Noch nie da gewesen
Schweiz: Gemeinde will deutsches Paar abschieben
Wie die Schweizer Tageszeitung "Blick" am Freitag berichtete, geht es in der brisanten Causa um ein Zahnarzt-Ehepaar, das "vor einigen Jahren in die Gemeinde Dulliken zog und beharrlich keine Steuern zahlt". Die Familie mit zwei Kindern und drei Hunden lebe in einem gemieteten Reihenhaus.
"Gesellschaftsschädigendes Gebaren"
Laut dem Bericht reagiere das Paar prinzipiell nicht auf Zahlungsaufforderungen, Steuererklärungen würde es demnach erst gar nicht einreichen. In dem entsprechenden Sitzungsprotokoll des Gemeinderats vom 7. Mai werde dies als "gesellschaftsschädigendes Gebaren" bezeichnet.
Der Mann und die Frau aus Deutschland leben dank einer Aufenthaltsbewilligung in der Schweiz. Aber womöglich nicht mehr lange – denn der Gemeinderat interveniert nun beim Amt für Migration des Kantons Solothurn, "damit diesem Ehepaar die Aufenthaltsbewilligung nicht mehr verlängert respektive entzogen wird", wie es im Sitzungsbericht heißt.
"Man muss mit der Faust auf den Tisch hauen"
Der Entschluss des Gremiums sei einstimmig gefallen, erklärte dazu Gemeinderatspräsident Theophil Frey. "Wenn jemand die Steuern nicht bezahlt, geht das auf Kosten der Allgemeinheit. Also jener, die ihre Steuern ehrlich bezahlen. Irgendwann muss man mit der Faust auf den Tisch hauen."
Einen vergleichbaren Fall habe es in Schweiz laut "Blick" noch nie gegeben. Falls die Bewilligung verfällt, bliebe der Familie nichts andres übrig, als Dulliken tatsächlich den Rücken zu kehren. "Ausländischen Personen, die das Land verlassen müssen, wird eine Ausreisefrist gesetzt", hieß es auf Nachfrage beim Migrationsamt. "Sie haben die Pflicht, diese einzuhalten." Wie es in der Causa nun weitergehe, werde "in Bälde entschieden werden".

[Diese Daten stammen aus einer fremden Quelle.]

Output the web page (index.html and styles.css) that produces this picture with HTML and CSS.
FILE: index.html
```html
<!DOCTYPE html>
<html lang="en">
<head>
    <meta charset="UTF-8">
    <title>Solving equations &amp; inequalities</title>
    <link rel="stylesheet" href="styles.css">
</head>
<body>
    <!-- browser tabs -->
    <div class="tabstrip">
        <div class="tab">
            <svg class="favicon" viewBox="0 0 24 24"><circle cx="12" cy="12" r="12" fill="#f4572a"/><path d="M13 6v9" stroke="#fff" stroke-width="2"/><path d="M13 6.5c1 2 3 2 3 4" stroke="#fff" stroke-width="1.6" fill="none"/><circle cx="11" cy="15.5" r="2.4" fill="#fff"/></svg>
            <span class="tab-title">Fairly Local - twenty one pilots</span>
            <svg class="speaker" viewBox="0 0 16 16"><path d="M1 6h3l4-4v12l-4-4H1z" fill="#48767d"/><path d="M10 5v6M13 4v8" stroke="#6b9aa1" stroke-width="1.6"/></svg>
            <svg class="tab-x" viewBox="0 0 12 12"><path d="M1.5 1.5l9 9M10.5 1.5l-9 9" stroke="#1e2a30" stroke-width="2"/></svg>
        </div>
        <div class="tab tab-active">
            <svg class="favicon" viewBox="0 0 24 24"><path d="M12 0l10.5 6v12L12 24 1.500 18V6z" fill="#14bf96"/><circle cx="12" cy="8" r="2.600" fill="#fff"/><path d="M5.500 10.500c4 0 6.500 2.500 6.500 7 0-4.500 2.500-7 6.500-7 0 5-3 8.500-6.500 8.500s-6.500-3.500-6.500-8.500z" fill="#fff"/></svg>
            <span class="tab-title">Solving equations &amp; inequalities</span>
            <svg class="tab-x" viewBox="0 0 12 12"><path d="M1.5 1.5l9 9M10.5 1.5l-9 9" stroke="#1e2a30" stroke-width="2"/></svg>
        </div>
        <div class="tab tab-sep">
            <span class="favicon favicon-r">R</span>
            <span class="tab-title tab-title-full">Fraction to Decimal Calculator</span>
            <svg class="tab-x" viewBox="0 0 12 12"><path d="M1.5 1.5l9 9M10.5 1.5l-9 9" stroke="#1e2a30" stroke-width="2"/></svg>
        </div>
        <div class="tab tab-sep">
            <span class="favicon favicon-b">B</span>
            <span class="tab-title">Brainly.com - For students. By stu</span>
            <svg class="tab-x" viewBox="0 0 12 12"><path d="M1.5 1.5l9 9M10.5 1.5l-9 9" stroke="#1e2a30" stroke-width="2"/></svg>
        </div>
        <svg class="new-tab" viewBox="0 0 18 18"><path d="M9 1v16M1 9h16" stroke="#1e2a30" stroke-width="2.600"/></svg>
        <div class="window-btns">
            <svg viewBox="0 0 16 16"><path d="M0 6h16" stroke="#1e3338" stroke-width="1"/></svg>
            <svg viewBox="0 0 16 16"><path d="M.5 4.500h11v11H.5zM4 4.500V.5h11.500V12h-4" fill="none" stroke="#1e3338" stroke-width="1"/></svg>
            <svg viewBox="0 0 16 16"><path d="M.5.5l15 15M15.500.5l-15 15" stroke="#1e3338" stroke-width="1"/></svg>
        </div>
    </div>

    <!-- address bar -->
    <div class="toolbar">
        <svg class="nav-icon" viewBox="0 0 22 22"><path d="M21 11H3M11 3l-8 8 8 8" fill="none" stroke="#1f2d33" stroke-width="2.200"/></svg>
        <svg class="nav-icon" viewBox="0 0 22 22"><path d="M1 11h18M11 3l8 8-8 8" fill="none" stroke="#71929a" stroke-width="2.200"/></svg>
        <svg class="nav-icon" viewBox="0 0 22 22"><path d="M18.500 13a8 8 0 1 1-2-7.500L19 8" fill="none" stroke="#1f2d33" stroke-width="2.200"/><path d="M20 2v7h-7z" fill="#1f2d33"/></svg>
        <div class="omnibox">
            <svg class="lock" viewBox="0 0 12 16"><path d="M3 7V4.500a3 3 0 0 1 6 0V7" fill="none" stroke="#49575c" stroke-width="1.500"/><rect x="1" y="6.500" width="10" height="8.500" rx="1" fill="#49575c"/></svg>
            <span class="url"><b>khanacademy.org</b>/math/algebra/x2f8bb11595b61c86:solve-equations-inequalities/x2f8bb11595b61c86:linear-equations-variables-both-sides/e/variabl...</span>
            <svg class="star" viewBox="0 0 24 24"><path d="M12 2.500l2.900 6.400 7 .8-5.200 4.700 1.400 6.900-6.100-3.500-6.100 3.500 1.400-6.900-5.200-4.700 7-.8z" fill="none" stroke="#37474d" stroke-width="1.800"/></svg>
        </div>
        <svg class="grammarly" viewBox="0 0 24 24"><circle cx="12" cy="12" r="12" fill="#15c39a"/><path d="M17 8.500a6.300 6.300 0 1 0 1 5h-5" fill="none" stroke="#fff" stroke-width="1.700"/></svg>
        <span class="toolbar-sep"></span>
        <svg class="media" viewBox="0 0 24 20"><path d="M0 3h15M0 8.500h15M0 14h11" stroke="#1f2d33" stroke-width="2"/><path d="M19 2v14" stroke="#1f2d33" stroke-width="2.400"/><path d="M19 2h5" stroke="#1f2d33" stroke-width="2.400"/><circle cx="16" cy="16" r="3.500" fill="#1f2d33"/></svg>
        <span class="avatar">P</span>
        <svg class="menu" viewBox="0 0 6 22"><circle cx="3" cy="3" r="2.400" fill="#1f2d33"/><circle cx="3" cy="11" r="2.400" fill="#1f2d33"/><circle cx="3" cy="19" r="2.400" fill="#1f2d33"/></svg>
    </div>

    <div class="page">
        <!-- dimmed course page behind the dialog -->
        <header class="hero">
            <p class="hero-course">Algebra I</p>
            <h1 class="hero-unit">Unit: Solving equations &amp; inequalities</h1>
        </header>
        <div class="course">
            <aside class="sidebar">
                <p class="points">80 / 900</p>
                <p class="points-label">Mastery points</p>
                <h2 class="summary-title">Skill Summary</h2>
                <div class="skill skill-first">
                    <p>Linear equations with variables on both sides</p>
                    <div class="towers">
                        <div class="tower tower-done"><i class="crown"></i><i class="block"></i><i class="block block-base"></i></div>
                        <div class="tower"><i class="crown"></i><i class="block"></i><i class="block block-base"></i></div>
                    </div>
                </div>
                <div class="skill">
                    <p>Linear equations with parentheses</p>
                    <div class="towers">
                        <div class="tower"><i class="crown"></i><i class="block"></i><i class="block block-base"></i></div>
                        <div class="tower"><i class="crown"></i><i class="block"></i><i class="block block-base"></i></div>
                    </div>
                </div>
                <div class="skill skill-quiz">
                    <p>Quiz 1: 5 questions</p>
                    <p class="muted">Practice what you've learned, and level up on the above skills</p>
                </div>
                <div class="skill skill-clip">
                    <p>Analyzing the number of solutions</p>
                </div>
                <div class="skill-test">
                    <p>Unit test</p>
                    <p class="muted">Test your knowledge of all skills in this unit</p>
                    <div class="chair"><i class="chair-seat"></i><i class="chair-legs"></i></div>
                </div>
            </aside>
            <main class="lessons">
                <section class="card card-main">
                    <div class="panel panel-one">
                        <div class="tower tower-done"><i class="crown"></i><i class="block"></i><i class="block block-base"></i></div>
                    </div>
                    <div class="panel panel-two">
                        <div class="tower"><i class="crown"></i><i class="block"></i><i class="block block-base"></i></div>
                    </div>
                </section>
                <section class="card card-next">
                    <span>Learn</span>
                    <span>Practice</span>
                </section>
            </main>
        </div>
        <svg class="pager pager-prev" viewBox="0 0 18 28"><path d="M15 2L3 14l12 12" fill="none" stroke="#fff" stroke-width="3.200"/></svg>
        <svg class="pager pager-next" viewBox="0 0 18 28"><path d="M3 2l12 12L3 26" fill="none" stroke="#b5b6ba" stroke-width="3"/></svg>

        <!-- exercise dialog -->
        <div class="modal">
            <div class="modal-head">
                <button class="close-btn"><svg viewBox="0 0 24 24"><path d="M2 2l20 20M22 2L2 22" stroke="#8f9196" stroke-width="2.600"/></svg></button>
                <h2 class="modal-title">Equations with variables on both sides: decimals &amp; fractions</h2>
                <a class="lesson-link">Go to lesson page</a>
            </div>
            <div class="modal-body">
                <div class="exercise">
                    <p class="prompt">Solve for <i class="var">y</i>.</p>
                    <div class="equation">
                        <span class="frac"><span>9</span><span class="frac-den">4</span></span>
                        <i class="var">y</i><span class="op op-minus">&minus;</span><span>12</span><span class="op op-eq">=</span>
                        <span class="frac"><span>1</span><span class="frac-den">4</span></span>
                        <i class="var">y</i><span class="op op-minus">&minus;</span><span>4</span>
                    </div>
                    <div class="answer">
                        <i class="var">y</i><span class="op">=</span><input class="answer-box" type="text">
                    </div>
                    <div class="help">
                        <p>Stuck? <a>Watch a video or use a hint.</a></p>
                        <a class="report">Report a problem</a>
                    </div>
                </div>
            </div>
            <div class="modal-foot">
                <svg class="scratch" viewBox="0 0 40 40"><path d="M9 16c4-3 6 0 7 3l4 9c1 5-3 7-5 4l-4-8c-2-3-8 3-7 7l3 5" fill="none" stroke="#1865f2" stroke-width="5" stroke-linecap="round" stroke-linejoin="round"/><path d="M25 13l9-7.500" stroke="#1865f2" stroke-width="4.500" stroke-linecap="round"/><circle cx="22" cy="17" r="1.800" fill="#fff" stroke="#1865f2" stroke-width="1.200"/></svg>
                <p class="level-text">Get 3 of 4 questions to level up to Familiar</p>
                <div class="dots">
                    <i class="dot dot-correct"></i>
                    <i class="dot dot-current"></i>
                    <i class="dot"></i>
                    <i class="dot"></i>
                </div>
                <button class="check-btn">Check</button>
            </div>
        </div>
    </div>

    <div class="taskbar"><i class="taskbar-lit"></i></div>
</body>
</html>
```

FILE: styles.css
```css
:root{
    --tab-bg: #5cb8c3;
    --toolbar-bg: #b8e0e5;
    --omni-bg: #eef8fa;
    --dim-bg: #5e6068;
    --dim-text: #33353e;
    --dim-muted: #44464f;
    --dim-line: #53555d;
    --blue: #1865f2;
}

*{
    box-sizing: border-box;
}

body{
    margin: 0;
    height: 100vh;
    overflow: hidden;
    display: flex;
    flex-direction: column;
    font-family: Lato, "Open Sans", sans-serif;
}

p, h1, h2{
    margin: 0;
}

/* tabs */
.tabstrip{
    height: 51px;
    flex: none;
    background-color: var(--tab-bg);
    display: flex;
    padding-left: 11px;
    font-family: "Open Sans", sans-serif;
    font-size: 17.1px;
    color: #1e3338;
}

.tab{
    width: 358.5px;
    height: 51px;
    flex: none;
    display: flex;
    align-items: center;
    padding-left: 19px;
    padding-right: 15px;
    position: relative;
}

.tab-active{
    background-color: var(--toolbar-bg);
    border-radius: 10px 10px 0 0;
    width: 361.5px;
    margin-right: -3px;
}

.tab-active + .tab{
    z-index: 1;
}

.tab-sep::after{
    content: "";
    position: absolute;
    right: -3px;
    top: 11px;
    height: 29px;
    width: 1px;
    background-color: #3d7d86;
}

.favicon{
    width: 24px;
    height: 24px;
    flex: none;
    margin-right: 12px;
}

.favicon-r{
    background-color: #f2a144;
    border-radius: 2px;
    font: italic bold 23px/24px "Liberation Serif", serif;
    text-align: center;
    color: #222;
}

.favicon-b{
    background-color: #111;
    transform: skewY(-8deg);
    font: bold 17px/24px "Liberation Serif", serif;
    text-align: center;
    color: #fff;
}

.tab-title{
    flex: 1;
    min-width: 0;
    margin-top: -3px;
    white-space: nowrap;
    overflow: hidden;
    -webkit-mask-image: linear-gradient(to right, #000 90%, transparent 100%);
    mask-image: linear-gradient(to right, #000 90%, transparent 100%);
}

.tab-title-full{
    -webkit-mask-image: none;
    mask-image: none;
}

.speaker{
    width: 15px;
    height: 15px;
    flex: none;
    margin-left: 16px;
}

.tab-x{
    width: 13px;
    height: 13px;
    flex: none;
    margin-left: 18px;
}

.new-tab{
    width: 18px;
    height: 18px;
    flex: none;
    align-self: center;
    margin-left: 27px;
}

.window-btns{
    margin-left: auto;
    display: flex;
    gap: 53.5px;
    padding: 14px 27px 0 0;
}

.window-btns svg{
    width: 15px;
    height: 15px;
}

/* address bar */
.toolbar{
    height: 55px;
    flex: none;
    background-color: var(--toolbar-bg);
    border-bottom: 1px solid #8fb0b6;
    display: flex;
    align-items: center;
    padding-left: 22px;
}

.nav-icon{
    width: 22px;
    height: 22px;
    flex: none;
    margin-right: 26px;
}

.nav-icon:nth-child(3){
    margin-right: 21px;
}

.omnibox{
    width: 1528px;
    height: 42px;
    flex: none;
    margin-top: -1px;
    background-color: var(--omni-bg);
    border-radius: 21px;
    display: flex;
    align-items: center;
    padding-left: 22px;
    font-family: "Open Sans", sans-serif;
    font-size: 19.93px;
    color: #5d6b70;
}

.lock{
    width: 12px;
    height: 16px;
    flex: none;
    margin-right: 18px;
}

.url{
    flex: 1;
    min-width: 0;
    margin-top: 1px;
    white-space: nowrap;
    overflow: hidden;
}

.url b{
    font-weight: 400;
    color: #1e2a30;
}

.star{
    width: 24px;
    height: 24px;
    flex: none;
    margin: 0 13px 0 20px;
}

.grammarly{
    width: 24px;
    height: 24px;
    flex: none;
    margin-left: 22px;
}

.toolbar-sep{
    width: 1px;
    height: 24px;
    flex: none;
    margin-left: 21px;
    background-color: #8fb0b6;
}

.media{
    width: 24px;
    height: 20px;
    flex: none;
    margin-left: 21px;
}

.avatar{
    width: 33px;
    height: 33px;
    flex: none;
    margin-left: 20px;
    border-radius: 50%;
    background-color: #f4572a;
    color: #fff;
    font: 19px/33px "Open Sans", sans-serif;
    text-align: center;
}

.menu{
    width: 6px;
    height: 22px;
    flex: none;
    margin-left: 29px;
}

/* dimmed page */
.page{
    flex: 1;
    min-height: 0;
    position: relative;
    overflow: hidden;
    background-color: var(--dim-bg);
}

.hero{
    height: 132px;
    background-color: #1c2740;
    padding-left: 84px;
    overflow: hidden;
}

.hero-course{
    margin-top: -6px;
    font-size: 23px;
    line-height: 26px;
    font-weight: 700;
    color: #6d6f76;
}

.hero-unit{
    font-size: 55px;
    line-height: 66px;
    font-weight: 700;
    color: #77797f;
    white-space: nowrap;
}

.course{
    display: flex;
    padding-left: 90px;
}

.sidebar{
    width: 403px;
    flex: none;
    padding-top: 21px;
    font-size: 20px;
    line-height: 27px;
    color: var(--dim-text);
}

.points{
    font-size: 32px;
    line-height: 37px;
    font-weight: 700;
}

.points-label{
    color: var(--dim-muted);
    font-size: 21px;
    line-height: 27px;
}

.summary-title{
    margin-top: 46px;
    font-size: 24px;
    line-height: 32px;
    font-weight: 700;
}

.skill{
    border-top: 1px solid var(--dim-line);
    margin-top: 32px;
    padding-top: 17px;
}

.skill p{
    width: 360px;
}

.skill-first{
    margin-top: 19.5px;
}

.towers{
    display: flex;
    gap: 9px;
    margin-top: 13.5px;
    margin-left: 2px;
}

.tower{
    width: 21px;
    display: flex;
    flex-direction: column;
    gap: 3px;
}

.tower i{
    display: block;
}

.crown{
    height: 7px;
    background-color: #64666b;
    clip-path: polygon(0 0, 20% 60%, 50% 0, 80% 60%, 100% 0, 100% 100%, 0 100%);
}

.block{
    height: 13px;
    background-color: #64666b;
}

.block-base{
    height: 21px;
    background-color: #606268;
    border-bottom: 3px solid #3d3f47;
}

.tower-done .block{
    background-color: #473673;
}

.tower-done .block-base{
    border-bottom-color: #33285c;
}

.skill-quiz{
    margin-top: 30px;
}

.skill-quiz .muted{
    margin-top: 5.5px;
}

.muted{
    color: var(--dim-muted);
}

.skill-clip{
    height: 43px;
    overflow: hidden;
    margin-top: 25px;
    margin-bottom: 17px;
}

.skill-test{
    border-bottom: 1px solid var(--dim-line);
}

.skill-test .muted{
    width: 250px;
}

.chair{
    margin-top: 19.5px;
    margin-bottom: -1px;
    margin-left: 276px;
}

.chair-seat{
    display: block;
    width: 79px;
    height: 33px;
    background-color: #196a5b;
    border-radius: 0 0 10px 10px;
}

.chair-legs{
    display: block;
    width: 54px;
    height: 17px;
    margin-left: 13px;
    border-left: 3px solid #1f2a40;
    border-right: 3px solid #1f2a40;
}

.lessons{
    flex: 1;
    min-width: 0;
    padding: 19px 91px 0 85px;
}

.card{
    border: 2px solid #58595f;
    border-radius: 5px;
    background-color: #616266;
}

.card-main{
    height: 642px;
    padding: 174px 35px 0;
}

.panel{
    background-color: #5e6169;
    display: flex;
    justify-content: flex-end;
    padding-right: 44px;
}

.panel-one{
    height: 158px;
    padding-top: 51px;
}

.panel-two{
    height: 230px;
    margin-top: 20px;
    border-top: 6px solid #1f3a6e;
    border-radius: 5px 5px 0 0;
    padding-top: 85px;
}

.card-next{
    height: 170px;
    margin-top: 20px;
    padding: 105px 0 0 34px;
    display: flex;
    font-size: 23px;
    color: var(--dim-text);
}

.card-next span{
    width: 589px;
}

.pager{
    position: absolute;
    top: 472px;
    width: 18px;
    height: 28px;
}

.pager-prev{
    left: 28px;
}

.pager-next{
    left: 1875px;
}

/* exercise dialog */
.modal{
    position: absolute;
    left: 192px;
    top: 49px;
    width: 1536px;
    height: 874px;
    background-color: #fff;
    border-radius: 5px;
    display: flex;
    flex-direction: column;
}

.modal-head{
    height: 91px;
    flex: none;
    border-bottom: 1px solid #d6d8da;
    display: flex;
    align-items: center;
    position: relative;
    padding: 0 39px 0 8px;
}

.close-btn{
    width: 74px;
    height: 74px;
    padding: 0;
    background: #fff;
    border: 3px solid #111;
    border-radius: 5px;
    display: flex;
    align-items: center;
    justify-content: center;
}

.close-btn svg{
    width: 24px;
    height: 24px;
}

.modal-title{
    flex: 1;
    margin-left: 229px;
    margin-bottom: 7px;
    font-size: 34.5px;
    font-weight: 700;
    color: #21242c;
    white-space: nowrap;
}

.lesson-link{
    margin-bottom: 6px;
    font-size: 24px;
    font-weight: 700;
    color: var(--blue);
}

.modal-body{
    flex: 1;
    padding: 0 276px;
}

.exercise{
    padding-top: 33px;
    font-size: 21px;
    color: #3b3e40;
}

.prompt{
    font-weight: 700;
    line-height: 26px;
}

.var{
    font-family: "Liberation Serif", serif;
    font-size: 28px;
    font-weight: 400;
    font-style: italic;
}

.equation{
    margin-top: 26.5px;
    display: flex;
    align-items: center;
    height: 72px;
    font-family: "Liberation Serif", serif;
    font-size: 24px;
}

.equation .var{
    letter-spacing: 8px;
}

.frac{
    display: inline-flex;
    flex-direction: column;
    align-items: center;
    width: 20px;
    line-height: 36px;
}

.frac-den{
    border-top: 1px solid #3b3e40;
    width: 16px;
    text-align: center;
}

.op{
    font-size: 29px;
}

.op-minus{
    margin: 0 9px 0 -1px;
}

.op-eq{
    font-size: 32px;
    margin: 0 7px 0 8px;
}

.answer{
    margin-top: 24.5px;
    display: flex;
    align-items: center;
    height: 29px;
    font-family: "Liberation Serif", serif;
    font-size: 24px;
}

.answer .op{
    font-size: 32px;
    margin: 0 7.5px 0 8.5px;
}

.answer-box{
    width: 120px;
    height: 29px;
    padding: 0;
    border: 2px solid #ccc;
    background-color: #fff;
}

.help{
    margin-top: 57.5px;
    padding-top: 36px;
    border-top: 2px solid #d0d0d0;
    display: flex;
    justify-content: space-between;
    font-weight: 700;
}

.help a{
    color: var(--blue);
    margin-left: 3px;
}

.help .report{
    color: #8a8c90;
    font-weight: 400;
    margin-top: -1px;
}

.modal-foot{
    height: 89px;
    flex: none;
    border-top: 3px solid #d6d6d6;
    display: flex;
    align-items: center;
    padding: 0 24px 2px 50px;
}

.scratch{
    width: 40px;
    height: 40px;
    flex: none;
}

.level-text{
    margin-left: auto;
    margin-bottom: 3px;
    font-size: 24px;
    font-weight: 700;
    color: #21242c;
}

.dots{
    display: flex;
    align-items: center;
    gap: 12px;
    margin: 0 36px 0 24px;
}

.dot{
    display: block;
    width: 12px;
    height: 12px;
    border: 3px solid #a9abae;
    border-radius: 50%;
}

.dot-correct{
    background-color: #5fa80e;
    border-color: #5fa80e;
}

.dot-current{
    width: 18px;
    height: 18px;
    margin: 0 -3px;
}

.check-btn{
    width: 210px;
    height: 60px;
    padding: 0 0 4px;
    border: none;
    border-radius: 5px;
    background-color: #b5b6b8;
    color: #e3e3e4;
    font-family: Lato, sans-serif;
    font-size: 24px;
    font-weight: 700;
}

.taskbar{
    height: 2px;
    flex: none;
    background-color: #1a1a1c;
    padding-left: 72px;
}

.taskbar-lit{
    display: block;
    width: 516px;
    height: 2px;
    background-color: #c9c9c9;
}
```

Die Schweizer Probleme mit den Deutschen
Der Fall des deutschen Ehepaares fällt zusammen mit dem neu aufgeflammten Debattensturm in der Schweiz. "Wir haben zu viel Deutsche im Land" ("Es hätt zvill Tüütschi"), erklärte Natalie Rickli, Abgeordnete der rechtskonservativen Schweizerischen Volkspartei, für deutsche Ohren fast niedlich klingend Ende April im Schweizer Fernsehen. Deutsche nähmen den Schweizern zunehmend Jobs weg, deshalb sei es längst angebracht, die Zuwanderung aus dem nördlichen Nachbarland stark zu drosseln.
Neu sind die Schweizer Animositäten gegenüber den "arroganten" Nachbarn keineswegs. Geschürt wurden sie durch forsches Auftreten deutscher Politiker. Bis heute nicht verziehen sind die Worte, mit denen 2009 Finanzminister Peer Steinbrück den Schweizern im Steuerstreit ein scharfes Vorgehen androhte: "Die Kavallerie in Fort Yuma (historische US-Befestigungsanlage in Kalifornien, Anm.) muss nicht immer ausreiten, manchmal reicht es, wenn die Indianer wissen, dass sie da ist."
"Alpen-Indianer" und "Sau-Schwaben"
Bei den solcherart abqualifizierten "Alpen-Indianern" hat die Deutschenfeindlichkeit seitdem zugenommen. Inzwischen sei ein "bedenkliches Ausmaß" erreicht, warnte etwa Barbara Schmid-Federer, Mitglied des Präsidiums der Christlichdemokratischen Volkspartei der Schweiz. Und nach dem nunmehrigen Rickli-Auftritt würden Deutsche mitten in Zürich gar als "Sau-Schwaben" beschimpft.
Die Feindbilder im Zusammenhang mit der Einwanderung in die Schweiz hätten sich geändert, schrieb letztes Wochenende Patrik Müller, Chefredakteur der Schweizer Zeitung "Der Sonntag". Seien es einst Italiener und später Jugoslawen gewesen, die angefeindet wurden, so seien nun halt die Deutschen an der Reihe. Gegen sie zu pöbeln, sei selbst "in akademischen Kreisen salonfähig". Grund: "Schließlich sind die Deutschen stark. Die meisten, die kommen, verdienen gutes Geld, haben Kaderjobs. Gehen in die Oper. Sind uns sprachlich überlegen."